The Department of Defense (DoD) has launched an online interactive tobacco cessation program — Quit Tobacco, Make Everyone Proud.   The program provides users the opportunity to submit questions to tobacco cessation counselors in real time; computer games to distract from tobacco cravings; and short videos and audio podcasts — quitcasts and spitcasts — in which service members share testimonials and advice.

A military-specific tobacco quitline is being tested in an NIH-sponsored clinical trial.  The principal investigator for the trial, Dr. Robert Klesges of the University of Tennessee Health Science Center, says, “A tobacco quitline or a tailored Internet program, military personnel can use anytime day or night. So a lot of what we are doing is tailoring these cessation tools to the intense job demands associated with the military,” He further noted, “We enforce weight standards, why wouldn’t we enforce tobacco-free standards?”
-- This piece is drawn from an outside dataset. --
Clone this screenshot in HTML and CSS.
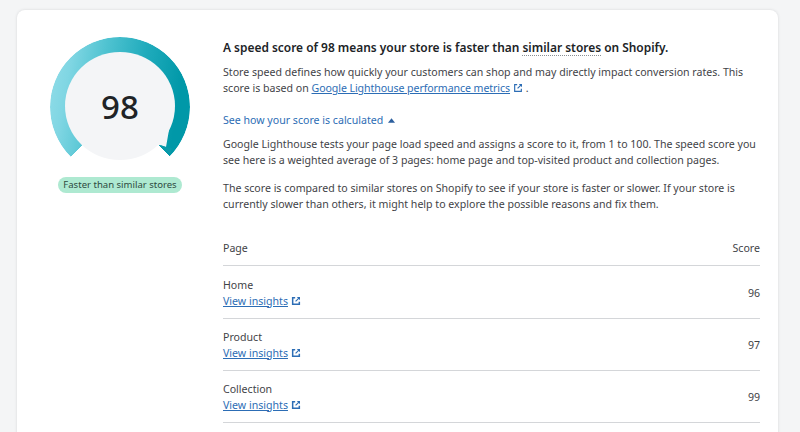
FILE: index.html
```html
<!DOCTYPE html>
<html lang="en">
<head>
<meta charset="utf-8">
<title>Speed score</title>
<link rel="stylesheet" href="styles.css">
</head>
<body>
<main class="card">
  <section class="score">
    <div class="gauge">
      <div class="arc"></div>
      <div class="dial">98</div>
      <svg class="tip" viewBox="0 0 30 40" width="30" height="40" aria-hidden="true"><path d="M15 5 L19 10 L16 27 L10 25 L5 25 Z" fill="#f4f5f7"/><path d="M10 25 L16 27 L22 28 L20 35 Z" fill="#0a99a9"/></svg>
    </div>
    <span class="badge">Faster than similar stores</span>
  </section>
  <section class="detail">
    <h1 class="title">A speed score of 98 means your store is faster than <span class="dotted">similar stores</span> on Shopify.</h1>
    <p class="para">Store speed defines how quickly your customers can shop and may directly impact conversion rates. This<br>score is based on <a class="link metrics" href="#">Google Lighthouse performance metrics</a><svg class="ext" viewBox="0 0 12 12" width="10" height="10" aria-hidden="true"><path d="M5 2H2v8h8V7" fill="none" stroke="#2c6db5" stroke-width="1.4"/><path d="M7 1.2h3.8V5L9.4 3.6 6 7 5 6l3.4-3.4z" fill="#2c6db5"/></svg> .</p>
    <div class="toggle">See how your score is calculated <svg class="caret" viewBox="0 0 8 5" width="7" height="5" aria-hidden="true"><path d="M0 5L4 0l4 5z" fill="#2c5f9e"/></svg></div>
    <p class="para explain">Google Lighthouse tests your page load speed and assigns a score to it, from 1 to 100. The speed score you<br>see here is a weighted average of 3 pages: home page and top-visited product and collection pages.</p>
    <p class="para second">The score is compared to similar stores on Shopify to see if your store is faster or slower. If your store is<br>currently slower than others, it might help to explore the possible reasons and fix them.</p>
    <div class="table">
      <div class="row head"><span>Page</span><span>Score</span></div>
      <div class="row">
        <div class="cell"><span>Home</span><span><a class="link" href="#">View insights</a><svg class="ext" viewBox="0 0 12 12" width="10" height="10" aria-hidden="true"><path d="M5 2H2v8h8V7" fill="none" stroke="#2c6db5" stroke-width="1.8"/><path d="M7 1.2h3.8V5L9.4 3.6 6 7 5 6l3.4-3.4z" fill="#2c6db5"/></svg></span></div>
        <span>96</span>
      </div>
      <div class="row">
        <div class="cell"><span>Product</span><span><a class="link" href="#">View insights</a><svg class="ext" viewBox="0 0 12 12" width="10" height="10" aria-hidden="true"><path d="M5 2H2v8h8V7" fill="none" stroke="#2c6db5" stroke-width="1.8"/><path d="M7 1.2h3.8V5L9.4 3.6 6 7 5 6l3.4-3.4z" fill="#2c6db5"/></svg></span></div>
        <span>97</span>
      </div>
      <div class="row">
        <div class="cell"><span>Collection</span><span><a class="link" href="#">View insights</a><svg class="ext" viewBox="0 0 12 12" width="10" height="10" aria-hidden="true"><path d="M5 2H2v8h8V7" fill="none" stroke="#2c6db5" stroke-width="1.8"/><path d="M7 1.2h3.8V5L9.4 3.6 6 7 5 6l3.4-3.4z" fill="#2c6db5"/></svg></span></div>
        <span>99</span>
      </div>
    </div>
  </section>
</main>
</body>
</html>
```
FILE: styles.css
```css
html, body { margin: 0; height: 432px; overflow: hidden; background: #f4f5f6; }
body {
  padding: 10px 22px 0 17px;
  box-sizing: border-box;
  font-family: "Noto Sans", "Open Sans", sans-serif;
  font-size: 10.6px;
  line-height: 16px;
  color: #3f4347;
}
.card {
  display: flex;
  height: 430px;
  overflow: hidden;
  background: #fff;
  border-radius: 8px;
  box-shadow: 0 0 3px rgba(60, 60, 70, .16);
  padding: 26px 18px 0 33px;
  box-sizing: border-box;
}
.score { width: 140px; flex: none; display: flex; flex-direction: column; align-items: center; gap: 17px; }
.gauge { position: relative; width: 140px; height: 124px; }
.arc {
  position: absolute; left: 0; top: 1px; width: 140px; height: 140px; border-radius: 50%;
  background: linear-gradient(100deg, #94dee9 0%, #80d6e3 15%, #50c3d1 35%, #20abbc 60%, #0098a8 85%);
  -webkit-mask: conic-gradient(from 225deg, #000 0deg, #000 270deg, transparent 270deg);
  mask: conic-gradient(from 225deg, #000 0deg, #000 270deg, transparent 270deg);
}
.tip { position: absolute; left: 100px; top: 84px; }
.dial {
  position: absolute; left: 15px; top: 16px; width: 110px; height: 108px; border-radius: 50%;
  background: #f4f5f7; display: flex; align-items: center; justify-content: center;
  font-size: 33px; font-weight: 500; line-height: 1; color: #202326;
}
.badge {
  background: #aee9d1; border-radius: 9px; padding: 0 5px; height: 16px; white-space: nowrap;
  font-size: 9.55px; line-height: 16px; color: #2d4a3f;
}
.detail { margin-left: 33px; flex: 1; min-width: 0; }
.title { margin: 1px 0 0; font-size: 11.93px; line-height: 20px; font-weight: 600; color: #202326; }
.dotted { border-bottom: 1px dotted #8a8f94; }
.para { margin: 7px 0 0; }
.link { color: #2c6db5; text-decoration: underline; }
.metrics { letter-spacing: -.08px; }
.ext { vertical-align: -1px; margin-left: 3px; }
.toggle { margin-top: 16px; color: #2c6db5; }
.caret { margin-left: 2px; vertical-align: 1px; }
.explain { margin-top: 8px; }
.second { margin-top: 12px; }
.table { margin-top: 18px; }
.row {
  display: flex; justify-content: space-between; align-items: center;
  height: 52px; box-sizing: border-box; border-bottom: 1px solid #d4d6d9;
}
.row.head { height: 36px; margin-bottom: 1px; }
.cell { display: flex; flex-direction: column; }
```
All VA medical centers have tobacco cessation specialty clinics that provide free counseling and FDA-approved smoking cessation medications, including over-the-counter medications.  Veterans seen in primary care and outpatient mental health clinics are screened for tobacco use at least once a year. Providers offer brief cessation counseling to current tobacco users, as well as prescriptions for FDA-approved medications and referrals to more intensive counseling to assist veterans with quitting.